Quali sono le strategie di Fincantieri per le attività europee?
Come al solito il grande vantaggio che può venire dall’intervento di un personaggio autorevole come il generale Graziano è che porterà in dote una conoscenza della realtà europea e delle istituzioni europee, ovviamente per la parte che riguarda il settore militare, che sicuramente potrà favorire un ricambio dei contatti, come la ripresa dei vecchi o l’implementazione dei nuovi in sede europea. Graziano, soprattutto nel suo ultimo incarico di presidente del Comitato militare dell’Unione europea è ovviamente un profondo conoscitore di tutte le dinamiche che caratterizzano il mercato europeo e in particolare di quelle che sono in questo momento, soprattutto negli ultimi mesi, le nuove iniziative che sono state messe appunto a livello europeo.
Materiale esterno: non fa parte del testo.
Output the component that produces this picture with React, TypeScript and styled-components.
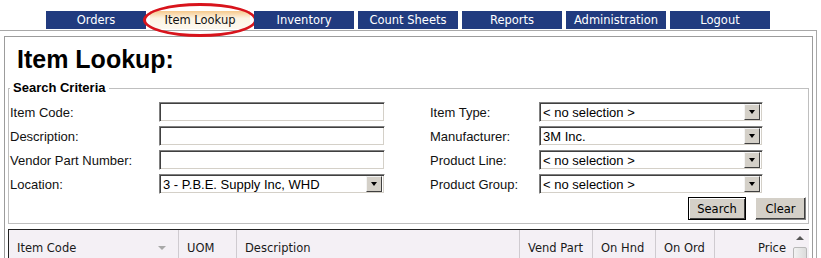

Cosa prevede per il futuro dei due segmenti principali dell’attività di Fincantieri, quello civile e quello militare?
I modelli di riferimento a livello internazionale vedono delle realtà che si sono concentrate solo sul settore militare e dei modelli che vedono invece la presenza dei grandi gruppi, come il caso dei cantieri tedeschi o olandesi. C’è poi il modello inglese che prevede l’integrazione della cantieristica all’interno di un grande gruppo della Difesa. Un modello come quello di Fincantieri dove chi fa navi civili non solo sporadicamente e limitatamente fa attività di costruzione di navi militari, in realtà non c’è nel resto del mondo. La nave militare è un’unità navale completamente diversa dalle navi civili, così come sono diversi il tipo di clientela e il costo delle Intelligence. Si tratta di due mondi diversi che, torno a ripetere, stanno insieme solo perché costruiscono navi. Ma è come pensare che i grandi costruttori di veicoli commerciali, di grandi track, abbiano qualcosa in comune col costruttore di carri armati. Non c’è come in altri settori, ad esempio quello dei velivoli, una comunità “mista” tra comparto civile e militare. Tant’è vero che anche la divisione militare di Fincantieri è localizzata negli storici cantieri di Riva Trigoso e Muggiano, e non vi sono né trasferimenti tecnologici né di competenze né di personale con gli altri cantieri del gruppo che operano nel campo civile. Non si sposta l’operaio che fino al giorno prima si è occupato di realizzare navi da crociera a bordo di un’unità lanciamissili.
Quale modello sceglierà secondo lei il gruppo?
Il modello dipenderà dalle scelte dei manager e ovviamente dall’azionista che è lo Stato italiano, il che per le industrie di questo tipo può essere una grande responsabilità o un vantaggio. Lo Stato però fino a ora si è dimostrato un azionista “disattento” alle esigenze e alle scelte che le imprese dovevano fare, e che non spettavano a loro ma bensì all’azionista. Quindi mi aspetterei che il governo dia un chiaro segnale di politica industriale nell’indicare quali sono le missioni che assegna, sciogliendo ed eliminando tutti i punti di sovrapposizione e di confusione tra le attività. Ma è una responsabilità che è in capo al governo, in capo alle amministrazioni più interessate. Personalmente mi aspetto che nel quadro della nuova direttiva di politica industriale, che il ministro Lorenzo Guerini ha firmato l’anno scorso, anche questo problema trovi una soluzione.